Some of these are admirable qualities, of course, but they often stray too close to cliché to actually make Havilah something that stands out from the lumpen mire of blues-infused rock acts. They’re not capable of practicing the same giddy experimentation of upcoming rock bands like Women or Abe Vigoda. Nor are they able to wallow in the same gloriously gloomy lows as, say, Come’s Eleven: Eleven or Neil Young’s On the Beach. Instead, the Drones specialize in the kind of mid level depress-o-rock that the Smashing Pumpkins have been peddling on-and-off for the best part of two decades.
There’s a lack of lyrical and sonic invention in the Drones' sound, and with the run time of Havilah pushing the hour mark, the combination of humdrum guitar riffs and Liddiard’s trite howl becomes grating. They occasionally ease the mood on quieter numbers such as “The Drifting Housewife” and “Cold and Sober,” but even these songs feel like a barely realized mesh of ideas thieved from Van Morrison and Crazy Horse.

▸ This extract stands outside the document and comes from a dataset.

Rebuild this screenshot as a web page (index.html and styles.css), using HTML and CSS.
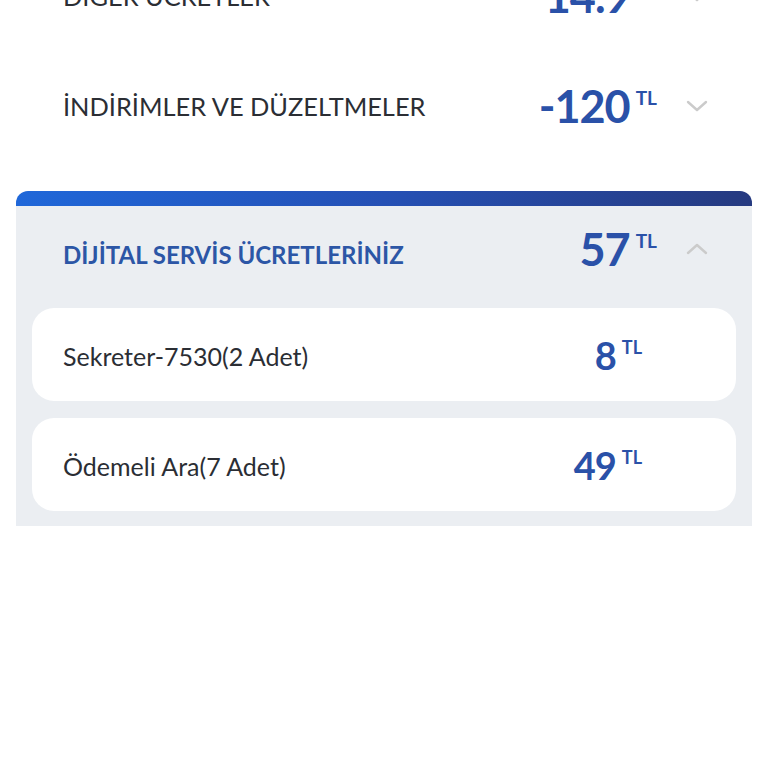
FILE: index.html
```html
<!DOCTYPE html>
<html lang="tr">
<head>
<meta charset="utf-8">
<link rel="stylesheet" href="styles.css">
</head>
<body>
<div class="page">
  <div class="row">
    <span class="label">DİĞER ÜCRETLER</span>
    <span class="amount"><span class="num">14.9</span><span class="cur">TL</span></span>
    <svg class="chev" viewBox="0 0 22 14"><path d="M2 3 L11 11 L20 3"/></svg>
  </div>
  <div class="row">
    <span class="label">İNDİRİMLER VE DÜZELTMELER</span>
    <span class="amount"><span class="num">-120</span><span class="cur">TL</span></span>
    <svg class="chev" viewBox="0 0 22 14"><path d="M2 3 L11 11 L20 3"/></svg>
  </div>

  <section class="card">
    <div class="card-bar"></div>
    <div class="card-body">
      <div class="card-head">
        <span class="label label-blue">DİJİTAL SERVİS ÜCRETLERİNİZ</span>
        <span class="amount"><span class="num">57</span><span class="cur">TL</span></span>
        <svg class="chev" viewBox="0 0 22 14"><path d="M2 11 L11 3 L20 11"/></svg>
      </div>
      <div class="items">
        <div class="item">
          <span class="item-label">Sekreter-7530(2 Adet)</span>
          <span class="amount small"><span class="num">8</span><span class="cur">TL</span></span>
        </div>
        <div class="item">
          <span class="item-label">Ödemeli Ara(7 Adet)</span>
          <span class="amount small"><span class="num">49</span><span class="cur">TL</span></span>
        </div>
      </div>
    </div>
  </section>
</div>
</body>
</html>
```

FILE: styles.css
```css
* { box-sizing: border-box; }
html, body { margin: 0; padding: 0; background: #ffffff; }
body { font-family: "Lato", "Noto Sans", sans-serif; overflow: hidden; height: 768px; }

.page { margin-top: -59px; }

.row, .card-head {
  display: flex;
  align-items: center;
  height: 110px;
  padding: 0 60px 0 63px;
}

.label {
  flex: 1;
  font-size: 25.4px;
  color: #2b2e34;
}
.label-blue { color: #2c56a6; font-weight: 700; font-size: 24px; margin-top: 10px; }

.amount {
  display: flex;
  align-items: flex-start;
  color: #2a51a8;
  font-weight: 700;
}
.amount .num { font-size: 45px; line-height: 1; letter-spacing: -1px; }
.amount .cur { font-size: 19px; line-height: 1; margin-left: 6px; margin-top: 4px; }

.amount.small .num { font-size: 38px; }
.amount.small .cur { font-size: 18px; margin-top: 2px; }

.chev {
  width: 22px;
  height: 14px;
  margin-left: 29px;
  fill: none;
  stroke: #cbcbcb;
  stroke-width: 2.4;
  stroke-linecap: round;
  stroke-linejoin: round;
}

.card { margin: 30px 16px 0; }
.card-bar {
  height: 15px;
  border-radius: 12px 12px 0 0;
  background: linear-gradient(90deg, #1f67d9 0%, #2550b5 50%, #263a80 100%);
}
.card-body { background: #ebeef2; padding: 0 16px 15px; }
.card-head { height: 86px; padding: 0 44px 0 47px; margin: 0 -16px; }

.items { display: flex; flex-direction: column; gap: 17px; margin-top: 16px; }
.item {
  display: flex;
  align-items: center;
  height: 93px;
  background: #ffffff;
  border-radius: 22px;
  padding: 0 94px 0 31px;
}
.item-label { flex: 1; font-size: 25px; color: #2b2e34; margin-top: 3px; }
```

Havilah meanders to a close with “Your Acting’s Like the End of the World,” a relatively jaunty affair that again makes the Drones influences far too transparent. Liddiard’s words are too often uninspired, and seemingly torn from a notebook full of juvenilia that should have been stuffed in the back of a firmly locked closet. On “Oh My” he even wraps his whiny vocals around the line “people are a waste of food,” and that kind of sub-par teen angst really rankles as Havilah unfolds at a tortuously slow pace.